As a member of RWA, I’ve come to expect that things labeled as romance come with a Happily Ever After (HEA) or at least a Happily For Now. So, when my characters made it clear in my debut series (starting with the paranormal 13 to Life) that there were significant romantic elements throughout, I had to wonder about teenagers and love.
Although my novels incorporate things well outside of the “norm” (at least I haven’t run into werewolves in the small town I live in—though there is that one neighbor who makes me wonder...) there also has to be a sense of authenticity to my characters. So I sought a balance between memory and my current observations of teens.
When I was growing up it was pretty much understood that teens only suffered from crushes and infatuations. That whole Romeo and Juliet play that dealt with the idea of teens in love? Written by a tights-wearing hack! And what did it teach readers? That teenagers who think they’re in love wind up dead. Yes. What, that wasn’t the message you got? Anyhow.
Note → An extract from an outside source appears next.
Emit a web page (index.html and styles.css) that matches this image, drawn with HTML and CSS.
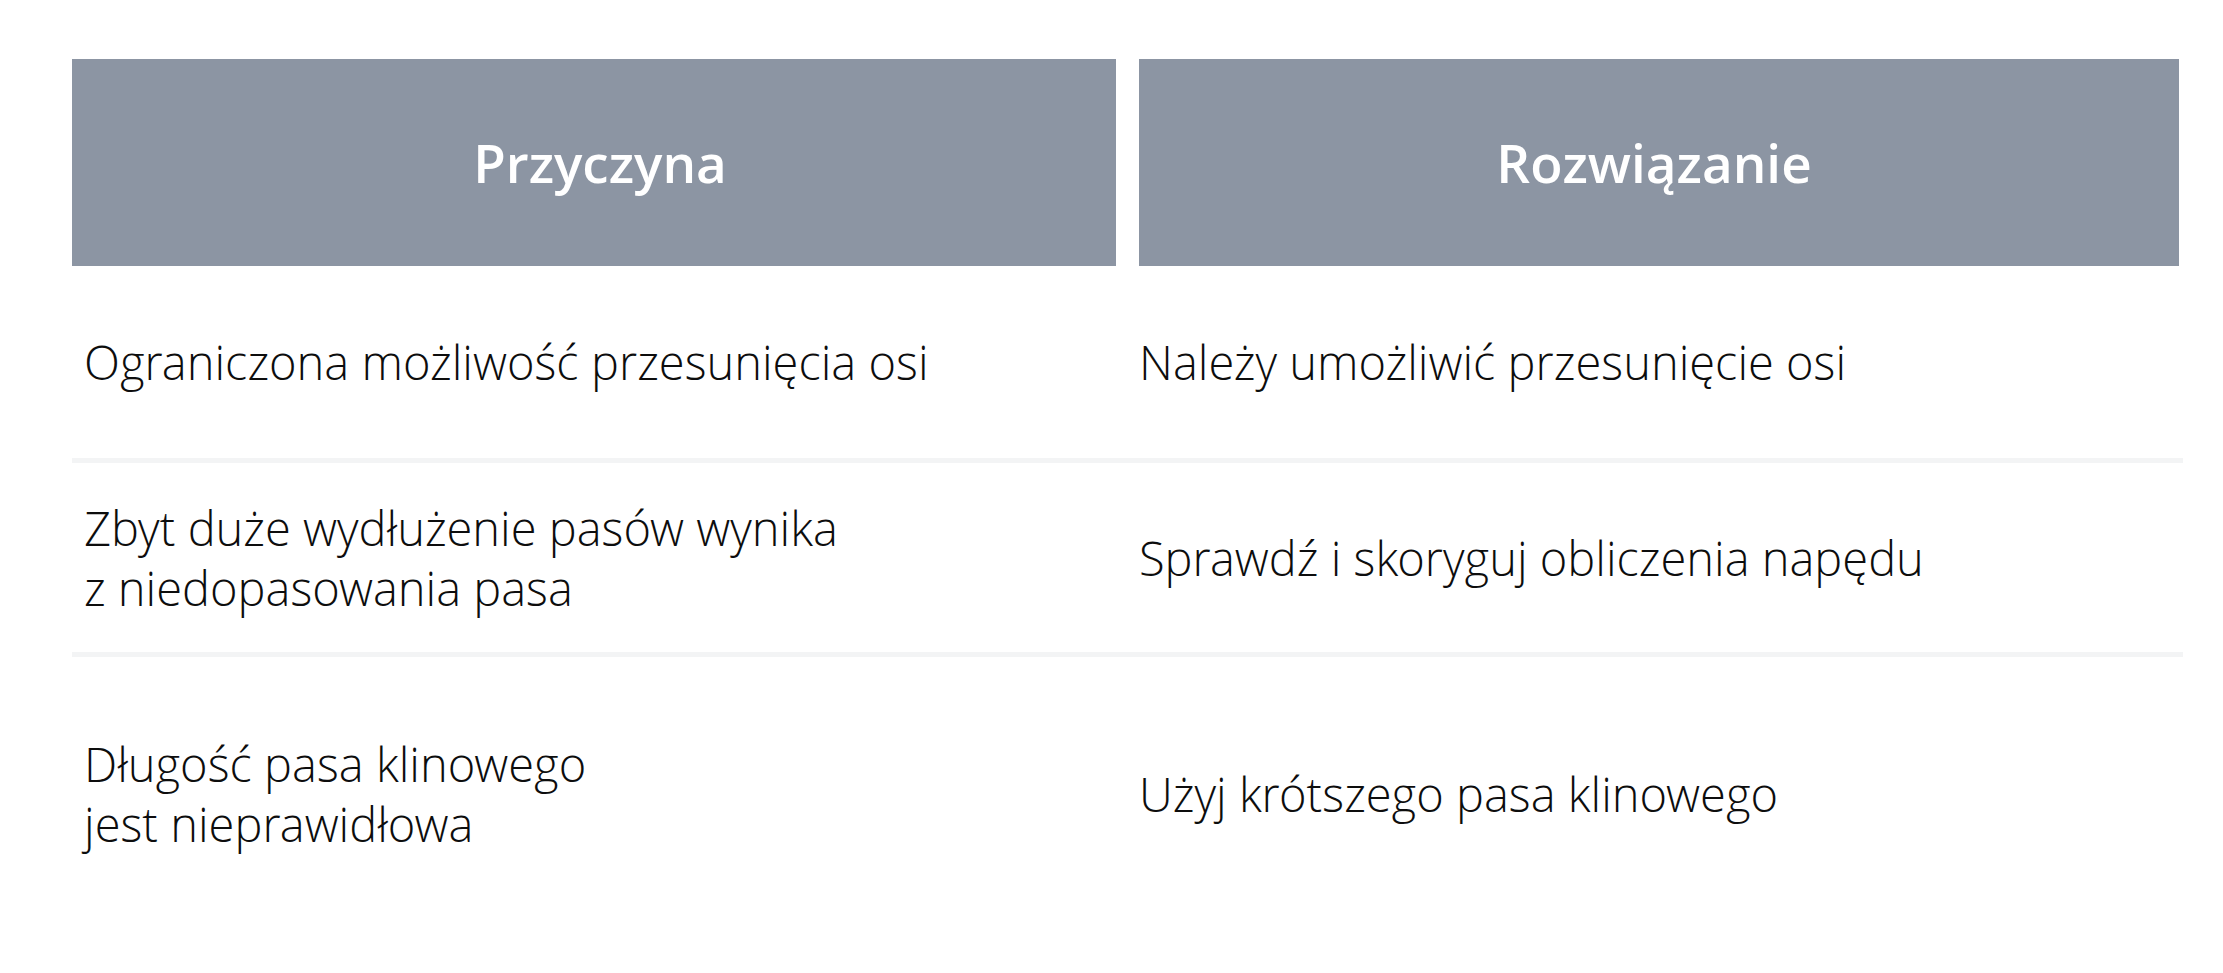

The concept I learned while growing up seemed to be that love—that authentic connection worth building a life around—could only magically happen after someone turned eighteen or, better yet, twenty-one, and was ready to stand before witnesses and register the intent of their emotional connection with their government.
In short, teens couldn’t feel love because they didn’t have the life experience to identify it as being different from a crush.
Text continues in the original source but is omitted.